A run of records
-- begin --

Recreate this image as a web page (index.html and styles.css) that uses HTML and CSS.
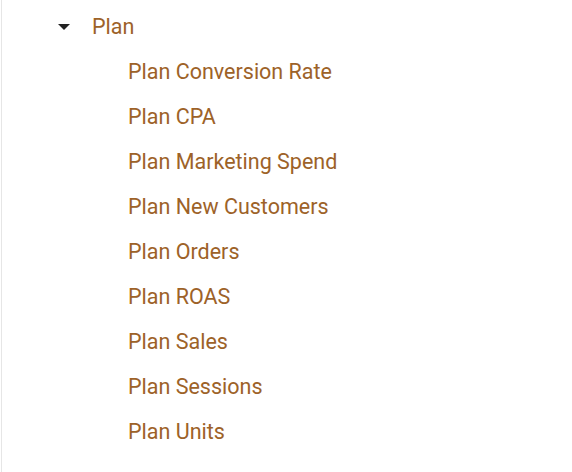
FILE: index.html
```html
<!DOCTYPE html>
<html>
<head>
<meta charset="utf-8">
<link rel="stylesheet" href="styles.css">
</head>
<body>
<div class="panel">
  <div class="group">
    <div class="group-head">
      <span class="caret"></span>
      <span class="label">Plan</span>
    </div>
    <ul class="items">
      <li>Plan Conversion Rate</li>
      <li>Plan CPA</li>
      <li>Plan Marketing Spend</li>
      <li>Plan New Customers</li>
      <li>Plan Orders</li>
      <li>Plan ROAS</li>
      <li>Plan Sales</li>
      <li>Plan Sessions</li>
      <li>Plan Units</li>
    </ul>
  </div>
</div>
</body>
</html>
```

FILE: styles.css
```css
html, body {
  margin: 0;
  padding: 0;
  background: #fff;
}
body {
  font-family: Roboto, "Liberation Sans", sans-serif;
  width: 572px;
  height: 472px;
  overflow: hidden;
}
.panel {
  margin-left: 1px;
  border-left: 1px solid #e6e6e6;
  height: 472px;
  box-sizing: border-box;
}
.group-head {
  display: flex;
  align-items: center;
  height: 30px;
  padding-top: 11px;
  padding-left: 56px;
}
.caret {
  width: 0;
  height: 0;
  border-left: 6px solid transparent;
  border-right: 6px solid transparent;
  border-top: 6px solid #222;
  margin-right: 22px;
  margin-top: 1px;
}
.label, .items li {
  color: #9d6228;
  font-size: 21.5px;
}
.items {
  list-style: none;
  margin: 0;
  padding: 8px 0 0 126px;
  display: flex;
  flex-direction: column;
}
.items li {
  height: 45px;
  line-height: 45px;
}
```
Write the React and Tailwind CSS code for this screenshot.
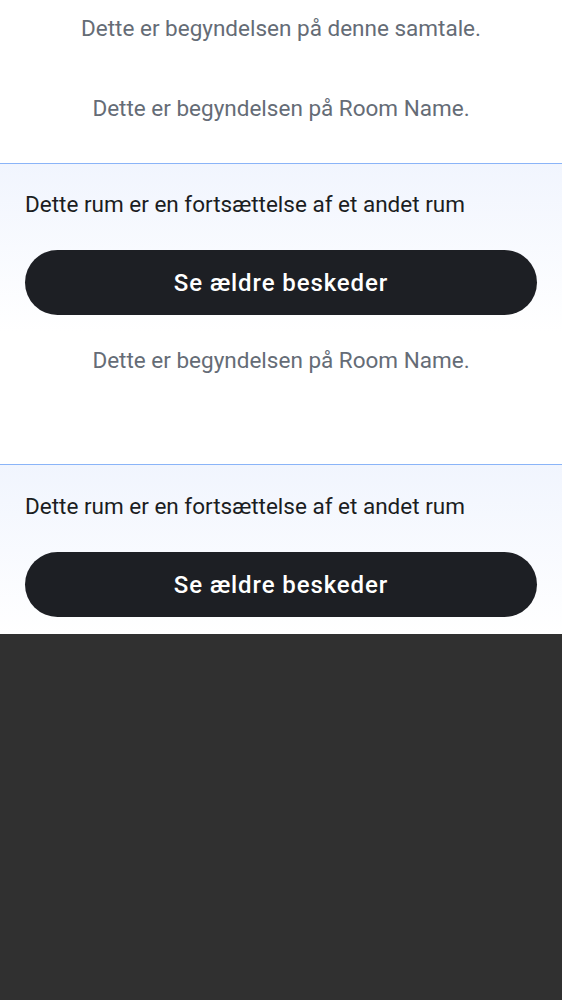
const font = { fontFamily: "Roboto, 'Noto Sans', sans-serif" };

const RoomStart = ({ className = "" }) => (
  <p className={`text-center text-[22.5px] leading-7 text-[#656c76] ${className}`}>
    Dette er begyndelsen på Room Name.
  </p>
);

const Predecessor = ({ className = "pt-[26px]" }) => (
  <div className={`border-t border-[#8ab4f8] bg-gradient-to-b from-[#f1f5fe] to-white px-[25px] pb-[17px] ${className}`}>
    <p className="text-[22.5px] leading-7 text-[#1b1d22]">
      Dette rum er en fortsættelse af et andet rum
    </p>
    <button className="mt-8 flex h-[65px] w-full items-center justify-center rounded-full bg-[#1d1f24] text-[24px] font-medium tracking-[0.9px] text-white">
      Se ældre beskeder
    </button>
  </div>
);

export default function App() {
  return (
    <div className="flex min-h-screen flex-col bg-[#303030]" style={font}>
      <div className="bg-white">
        <p className="pt-[14px] text-center text-[22.5px] leading-7 text-[#656c76]">
          Dette er begyndelsen på denne samtale.
        </p>
        <RoomStart className="mt-[52px] mb-[41px]" />
        <Predecessor />
        <RoomStart className="mt-[14px] mb-[90px]" />
        <Predecessor className="pt-[27px]" />
      </div>
    </div>
  );
}
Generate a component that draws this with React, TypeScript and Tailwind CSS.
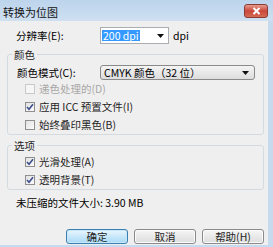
import type { ReactNode } from "react"

const font = { fontFamily: '"Noto Sans CJK SC", "Noto Sans", sans-serif' }

function Checkbox({ checked, disabled, label }: { checked?: boolean; disabled?: boolean; label: string }) {
  return (
    <div className="flex items-center gap-[4px] h-[18px]">
      <div
        className={
          disabled
            ? "w-[10px] h-[10px] border border-[#c9c9c9] bg-[#f6f6f6]"
            : "w-[10px] h-[10px] border border-[#8f8f8f] bg-gradient-to-br from-[#e2e2e2] to-[#fbfbfb] flex items-center justify-center"
        }
      >
        {checked && (
          <svg width="8" height="8" viewBox="0 0 8 8">
            <path d="M1 4 L3 6.2 L7 1.2" fill="none" stroke="#3c4f8c" strokeWidth="1.6" />
          </svg>
        )}
      </div>
      <span className={disabled ? "text-[#a7a7a7]" : "text-[#1e1e1e]"}>{label}</span>
    </div>
  )
}

function Group({ title, children, className }: { title: string; children: ReactNode; className: string }) {
  return (
    <fieldset className={"border border-[#d3dbe0] rounded-[3px] ml-[7px] mr-[4px] " + className}>
      <legend className="ml-[4px] px-[2px] leading-[11px] text-[#1e1e1e]">{title}</legend>
      {children}
    </fieldset>
  )
}

function Button({ label, primary }: { label: string; primary?: boolean }) {
  return (
    <div
      className={
        "w-[62px] h-[15px] rounded-[3px] border flex items-center justify-center text-[#1e1e1e] " +
        (primary
          ? "border-[#3c7fb1] bg-gradient-to-b from-[#eaf6fd] to-[#a7d9f5] shadow-[inset_0_0_0_1px_#c5e7f9]"
          : "border-[#8a8a8a] bg-gradient-to-b from-[#f6f6f6] to-[#dcdcdc] shadow-[inset_0_0_0_1px_#fbfbfb]")
      }
    >
      {label}
    </div>
  )
}

export default function App() {
  return (
    <div className="w-[273px] h-[247px] bg-[#c6dbef] flex flex-col overflow-hidden text-[10.5px] leading-[12px]" style={font}>
      {/* title bar */}
      <div className="h-[21px] shrink-0 flex items-start justify-between bg-gradient-to-b from-[#bcd4ec] to-[#cfe0f1]">
        <span className="pl-[3px] pt-[6px] text-[11px] leading-[12px] text-[#111]">转换为位图</span>
        <div className="mt-[4px] mr-[5px] w-[24px] h-[14px] rounded-[3px] border border-[#8c3b33] bg-gradient-to-b from-[#e69a8e] via-[#c9473a] to-[#d36a55] flex items-center justify-center">
          <svg width="9" height="8" viewBox="0 0 9 8">
            <path d="M1.5 1 L7.5 7 M7.5 1 L1.5 7" stroke="#fff" strokeWidth="2" />
          </svg>
        </div>
      </div>

      {/* client */}
      <div className="flex-1 mr-[5px] mb-[2px] bg-[#f0efef] flex flex-col">
        <div className="flex items-center mt-[6px] h-[17px]">
          <span className="pl-[16px] w-[100px]">分辨率(E):</span>
          <div className="w-[69px] h-[17px] border border-[#abadb3] bg-white flex items-center justify-between pl-[1px] pr-[4px]">
            <span className="bg-[#3399ff] text-white px-[1px] leading-[11px]">200 dpi</span>
            <svg width="7" height="4" viewBox="0 0 7 4">
              <path d="M0 0 H7 L3.5 4 Z" fill="#111" />
            </svg>
          </div>
          <span className="pl-[4px]">dpi</span>
        </div>

        <Group title="颜色" className="mt-[5px]">
          <div className="flex items-center h-[15px] mt-[5px]">
            <span className="pl-[9px] w-[92px]">颜色模式(C):</span>
            <div className="w-[155px] h-[15px] rounded-[3px] border border-[#8a8a8a] bg-gradient-to-b from-[#f4f4f4] to-[#dddddd] flex items-center justify-between pl-[3px] pr-[5px]">
              <span>CMYK 颜色（32 位）</span>
              <svg width="7" height="4" viewBox="0 0 7 4">
                <path d="M0 0 H7 L3.5 4 Z" fill="#111" />
              </svg>
            </div>
          </div>
          <div className="pl-[17px] flex flex-col">
            <Checkbox disabled label="递色处理的(D)" />
            <Checkbox checked label="应用 ICC 预置文件(I)" />
            <Checkbox label="始终叠印黑色(B)" />
          </div>
        </Group>

        <Group title="选项" className="mt-[5px]">
          <div className="pl-[17px] mt-[2px] flex flex-col">
            <Checkbox checked label="光滑处理(A)" />
            <Checkbox checked label="透明背景(T)" />
          </div>
        </Group>

        <div className="pl-[16px] mt-[7px]">未压缩的文件大小: 3.90 MB</div>

        <div className="flex justify-end gap-[6px] pr-[4px] mt-[20px]">
          <Button primary label="确定" />
          <Button label="取消" />
          <Button label="帮助(H)" />
        </div>
      </div>
    </div>
  )
}
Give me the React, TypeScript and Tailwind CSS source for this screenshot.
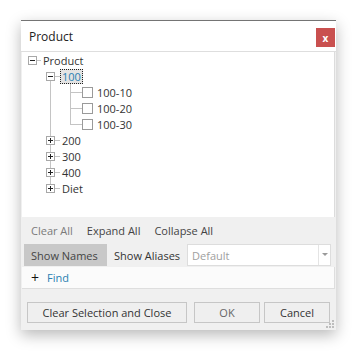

-- end --

-- Task instructions --
Write out the full set of lines verbatim, without the pictures.

-- Worked solution --
Recreate this image as a web page (index.html and styles.css) that uses HTML and CSS.
FILE: index.html
```html
<!DOCTYPE html>
<html>
<head>
<meta charset="utf-8">
<link rel="stylesheet" href="styles.css">
</head>
<body>
<div class="panel">
  <div class="group">
    <div class="group-head">
      <span class="caret"></span>
      <span class="label">Plan</span>
    </div>
    <ul class="items">
      <li>Plan Conversion Rate</li>
      <li>Plan CPA</li>
      <li>Plan Marketing Spend</li>
      <li>Plan New Customers</li>
      <li>Plan Orders</li>
      <li>Plan ROAS</li>
      <li>Plan Sales</li>
      <li>Plan Sessions</li>
      <li>Plan Units</li>
    </ul>
  </div>
</div>
</body>
</html>
```

FILE: styles.css
```css
html, body {
  margin: 0;
  padding: 0;
  background: #fff;
}
body {
  font-family: Roboto, "Liberation Sans", sans-serif;
  width: 572px;
  height: 472px;
  overflow: hidden;
}
.panel {
  margin-left: 1px;
  border-left: 1px solid #e6e6e6;
  height: 472px;
  box-sizing: border-box;
}
.group-head {
  display: flex;
  align-items: center;
  height: 30px;
  padding-top: 11px;
  padding-left: 56px;
}
.caret {
  width: 0;
  height: 0;
  border-left: 6px solid transparent;
  border-right: 6px solid transparent;
  border-top: 6px solid #222;
  margin-right: 22px;
  margin-top: 1px;
}
.label, .items li {
  color: #9d6228;
  font-size: 21.5px;
}
.items {
  list-style: none;
  margin: 0;
  padding: 8px 0 0 126px;
  display: flex;
  flex-direction: column;
}
.items li {
  height: 45px;
  line-height: 45px;
}
```
Write the React and Tailwind CSS code for this screenshot.
const font = { fontFamily: "Roboto, 'Noto Sans', sans-serif" };

const RoomStart = ({ className = "" }) => (
  <p className={`text-center text-[22.5px] leading-7 text-[#656c76] ${className}`}>
    Dette er begyndelsen på Room Name.
  </p>
);

const Predecessor = ({ className = "pt-[26px]" }) => (
  <div className={`border-t border-[#8ab4f8] bg-gradient-to-b from-[#f1f5fe] to-white px-[25px] pb-[17px] ${className}`}>
    <p className="text-[22.5px] leading-7 text-[#1b1d22]">
      Dette rum er en fortsættelse af et andet rum
    </p>
    <button className="mt-8 flex h-[65px] w-full items-center justify-center rounded-full bg-[#1d1f24] text-[24px] font-medium tracking-[0.9px] text-white">
      Se ældre beskeder
    </button>
  </div>
);

export default function App() {
  return (
    <div className="flex min-h-screen flex-col bg-[#303030]" style={font}>
      <div className="bg-white">
        <p className="pt-[14px] text-center text-[22.5px] leading-7 text-[#656c76]">
          Dette er begyndelsen på denne samtale.
        </p>
        <RoomStart className="mt-[52px] mb-[41px]" />
        <Predecessor />
        <RoomStart className="mt-[14px] mb-[90px]" />
        <Predecessor className="pt-[27px]" />
      </div>
    </div>
  );
}
Generate a component that draws this with React, TypeScript and Tailwind CSS.
import type { ReactNode } from "react"

const font = { fontFamily: '"Noto Sans CJK SC", "Noto Sans", sans-serif' }

function Checkbox({ checked, disabled, label }: { checked?: boolean; disabled?: boolean; label: string }) {
  return (
    <div className="flex items-center gap-[4px] h-[18px]">
      <div
        className={
          disabled
            ? "w-[10px] h-[10px] border border-[#c9c9c9] bg-[#f6f6f6]"
            : "w-[10px] h-[10px] border border-[#8f8f8f] bg-gradient-to-br from-[#e2e2e2] to-[#fbfbfb] flex items-center justify-center"
        }
      >
        {checked && (
          <svg width="8" height="8" viewBox="0 0 8 8">
            <path d="M1 4 L3 6.2 L7 1.2" fill="none" stroke="#3c4f8c" strokeWidth="1.6" />
          </svg>
        )}
      </div>
      <span className={disabled ? "text-[#a7a7a7]" : "text-[#1e1e1e]"}>{label}</span>
    </div>
  )
}

function Group({ title, children, className }: { title: string; children: ReactNode; className: string }) {
  return (
    <fieldset className={"border border-[#d3dbe0] rounded-[3px] ml-[7px] mr-[4px] " + className}>
      <legend className="ml-[4px] px-[2px] leading-[11px] text-[#1e1e1e]">{title}</legend>
      {children}
    </fieldset>
  )
}

function Button({ label, primary }: { label: string; primary?: boolean }) {
  return (
    <div
      className={
        "w-[62px] h-[15px] rounded-[3px] border flex items-center justify-center text-[#1e1e1e] " +
        (primary
          ? "border-[#3c7fb1] bg-gradient-to-b from-[#eaf6fd] to-[#a7d9f5] shadow-[inset_0_0_0_1px_#c5e7f9]"
          : "border-[#8a8a8a] bg-gradient-to-b from-[#f6f6f6] to-[#dcdcdc] shadow-[inset_0_0_0_1px_#fbfbfb]")
      }
    >
      {label}
    </div>
  )
}

export default function App() {
  return (
    <div className="w-[273px] h-[247px] bg-[#c6dbef] flex flex-col overflow-hidden text-[10.5px] leading-[12px]" style={font}>
      {/* title bar */}
      <div className="h-[21px] shrink-0 flex items-start justify-between bg-gradient-to-b from-[#bcd4ec] to-[#cfe0f1]">
        <span className="pl-[3px] pt-[6px] text-[11px] leading-[12px] text-[#111]">转换为位图</span>
        <div className="mt-[4px] mr-[5px] w-[24px] h-[14px] rounded-[3px] border border-[#8c3b33] bg-gradient-to-b from-[#e69a8e] via-[#c9473a] to-[#d36a55] flex items-center justify-center">
          <svg width="9" height="8" viewBox="0 0 9 8">
            <path d="M1.5 1 L7.5 7 M7.5 1 L1.5 7" stroke="#fff" strokeWidth="2" />
          </svg>
        </div>
      </div>

      {/* client */}
      <div className="flex-1 mr-[5px] mb-[2px] bg-[#f0efef] flex flex-col">
        <div className="flex items-center mt-[6px] h-[17px]">
          <span className="pl-[16px] w-[100px]">分辨率(E):</span>
          <div className="w-[69px] h-[17px] border border-[#abadb3] bg-white flex items-center justify-between pl-[1px] pr-[4px]">
            <span className="bg-[#3399ff] text-white px-[1px] leading-[11px]">200 dpi</span>
            <svg width="7" height="4" viewBox="0 0 7 4">
              <path d="M0 0 H7 L3.5 4 Z" fill="#111" />
            </svg>
          </div>
          <span className="pl-[4px]">dpi</span>
        </div>

        <Group title="颜色" className="mt-[5px]">
          <div className="flex items-center h-[15px] mt-[5px]">
            <span className="pl-[9px] w-[92px]">颜色模式(C):</span>
            <div className="w-[155px] h-[15px] rounded-[3px] border border-[#8a8a8a] bg-gradient-to-b from-[#f4f4f4] to-[#dddddd] flex items-center justify-between pl-[3px] pr-[5px]">
              <span>CMYK 颜色（32 位）</span>
              <svg width="7" height="4" viewBox="0 0 7 4">
                <path d="M0 0 H7 L3.5 4 Z" fill="#111" />
              </svg>
            </div>
          </div>
          <div className="pl-[17px] flex flex-col">
            <Checkbox disabled label="递色处理的(D)" />
            <Checkbox checked label="应用 ICC 预置文件(I)" />
            <Checkbox label="始终叠印黑色(B)" />
          </div>
        </Group>

        <Group title="选项" className="mt-[5px]">
          <div className="pl-[17px] mt-[2px] flex flex-col">
            <Checkbox checked label="光滑处理(A)" />
            <Checkbox checked label="透明背景(T)" />
          </div>
        </Group>

        <div className="pl-[16px] mt-[7px]">未压缩的文件大小: 3.90 MB</div>

        <div className="flex justify-end gap-[6px] pr-[4px] mt-[20px]">
          <Button primary label="确定" />
          <Button label="取消" />
          <Button label="帮助(H)" />
        </div>
      </div>
    </div>
  )
}
Give me the React, TypeScript and Tailwind CSS source for this screenshot.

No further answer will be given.